_Problem details_
Write out only the span of lines that begins at the line with "Clone this screenshot" and ends at the line with "import React from 'react';". Keep both end lines, word for word.

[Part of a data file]

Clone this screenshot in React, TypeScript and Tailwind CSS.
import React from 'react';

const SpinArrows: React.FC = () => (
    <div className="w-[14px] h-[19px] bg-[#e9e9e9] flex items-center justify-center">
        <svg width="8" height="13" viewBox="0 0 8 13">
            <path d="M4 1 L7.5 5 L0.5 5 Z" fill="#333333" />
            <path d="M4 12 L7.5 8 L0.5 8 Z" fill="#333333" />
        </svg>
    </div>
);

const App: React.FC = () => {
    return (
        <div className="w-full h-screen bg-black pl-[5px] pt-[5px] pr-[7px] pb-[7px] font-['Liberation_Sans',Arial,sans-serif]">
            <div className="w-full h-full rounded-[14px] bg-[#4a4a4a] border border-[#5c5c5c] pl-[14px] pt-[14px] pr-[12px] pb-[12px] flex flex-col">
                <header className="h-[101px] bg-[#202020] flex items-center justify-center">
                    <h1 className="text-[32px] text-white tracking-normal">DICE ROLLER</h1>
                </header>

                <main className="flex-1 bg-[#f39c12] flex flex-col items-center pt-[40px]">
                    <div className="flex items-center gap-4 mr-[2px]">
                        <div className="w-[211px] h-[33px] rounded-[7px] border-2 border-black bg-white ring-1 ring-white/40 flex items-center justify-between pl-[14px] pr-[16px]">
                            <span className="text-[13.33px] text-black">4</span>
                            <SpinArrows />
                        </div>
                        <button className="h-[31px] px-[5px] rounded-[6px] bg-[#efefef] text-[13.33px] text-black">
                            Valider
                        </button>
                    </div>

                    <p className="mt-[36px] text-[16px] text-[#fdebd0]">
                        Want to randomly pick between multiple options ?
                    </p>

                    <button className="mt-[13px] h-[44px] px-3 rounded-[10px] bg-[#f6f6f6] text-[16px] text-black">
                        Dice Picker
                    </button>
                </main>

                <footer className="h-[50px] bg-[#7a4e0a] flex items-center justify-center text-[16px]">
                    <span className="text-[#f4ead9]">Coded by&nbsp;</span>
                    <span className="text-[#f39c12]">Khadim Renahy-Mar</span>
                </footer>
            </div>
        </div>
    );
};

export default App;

---

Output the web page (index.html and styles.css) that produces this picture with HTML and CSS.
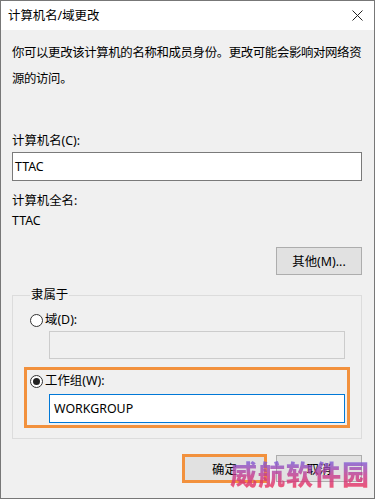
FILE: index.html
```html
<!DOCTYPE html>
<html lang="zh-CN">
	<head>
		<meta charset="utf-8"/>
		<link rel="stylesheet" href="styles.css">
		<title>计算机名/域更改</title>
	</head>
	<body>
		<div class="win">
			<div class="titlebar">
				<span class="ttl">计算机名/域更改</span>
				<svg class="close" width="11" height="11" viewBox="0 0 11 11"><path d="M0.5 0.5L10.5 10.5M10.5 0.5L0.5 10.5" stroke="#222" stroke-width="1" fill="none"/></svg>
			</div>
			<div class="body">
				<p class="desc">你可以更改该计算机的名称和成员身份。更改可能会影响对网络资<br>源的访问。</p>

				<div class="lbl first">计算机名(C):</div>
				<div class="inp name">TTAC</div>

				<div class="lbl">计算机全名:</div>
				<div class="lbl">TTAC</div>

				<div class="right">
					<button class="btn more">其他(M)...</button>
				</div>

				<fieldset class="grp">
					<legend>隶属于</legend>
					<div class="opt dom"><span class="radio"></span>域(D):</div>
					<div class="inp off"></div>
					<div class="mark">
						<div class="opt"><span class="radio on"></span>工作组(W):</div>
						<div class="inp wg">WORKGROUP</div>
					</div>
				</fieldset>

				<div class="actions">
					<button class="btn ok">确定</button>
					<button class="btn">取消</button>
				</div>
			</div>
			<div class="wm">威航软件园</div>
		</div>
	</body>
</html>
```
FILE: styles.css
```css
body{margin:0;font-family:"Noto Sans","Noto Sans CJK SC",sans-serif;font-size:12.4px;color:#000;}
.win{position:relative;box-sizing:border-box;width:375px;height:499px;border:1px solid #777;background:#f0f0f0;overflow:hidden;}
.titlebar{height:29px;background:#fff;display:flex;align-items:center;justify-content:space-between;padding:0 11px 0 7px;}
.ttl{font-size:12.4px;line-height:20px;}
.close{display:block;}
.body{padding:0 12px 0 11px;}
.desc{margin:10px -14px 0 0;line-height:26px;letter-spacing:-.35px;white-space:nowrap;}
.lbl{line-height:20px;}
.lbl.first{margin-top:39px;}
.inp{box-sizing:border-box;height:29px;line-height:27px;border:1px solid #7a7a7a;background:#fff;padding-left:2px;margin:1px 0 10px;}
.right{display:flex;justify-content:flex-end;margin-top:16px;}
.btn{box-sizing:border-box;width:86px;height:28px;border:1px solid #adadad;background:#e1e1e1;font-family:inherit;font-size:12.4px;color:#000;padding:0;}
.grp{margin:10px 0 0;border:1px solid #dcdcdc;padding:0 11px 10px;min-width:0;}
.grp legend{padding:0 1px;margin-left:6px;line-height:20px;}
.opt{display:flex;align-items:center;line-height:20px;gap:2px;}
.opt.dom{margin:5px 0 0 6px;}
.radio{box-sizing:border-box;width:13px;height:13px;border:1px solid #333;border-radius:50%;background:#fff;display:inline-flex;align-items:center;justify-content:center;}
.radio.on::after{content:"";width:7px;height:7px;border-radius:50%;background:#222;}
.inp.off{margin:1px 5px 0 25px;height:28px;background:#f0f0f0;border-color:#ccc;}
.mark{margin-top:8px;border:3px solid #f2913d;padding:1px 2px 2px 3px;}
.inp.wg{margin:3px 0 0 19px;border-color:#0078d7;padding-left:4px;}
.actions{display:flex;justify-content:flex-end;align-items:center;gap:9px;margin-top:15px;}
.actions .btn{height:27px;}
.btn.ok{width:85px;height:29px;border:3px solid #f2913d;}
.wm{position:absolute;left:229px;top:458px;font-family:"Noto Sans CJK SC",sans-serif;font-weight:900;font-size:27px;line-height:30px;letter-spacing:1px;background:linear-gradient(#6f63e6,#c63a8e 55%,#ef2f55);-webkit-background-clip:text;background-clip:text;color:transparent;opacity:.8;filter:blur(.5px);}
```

_Solution to the problem_
Clone this screenshot in React, TypeScript and Tailwind CSS.
import React from 'react';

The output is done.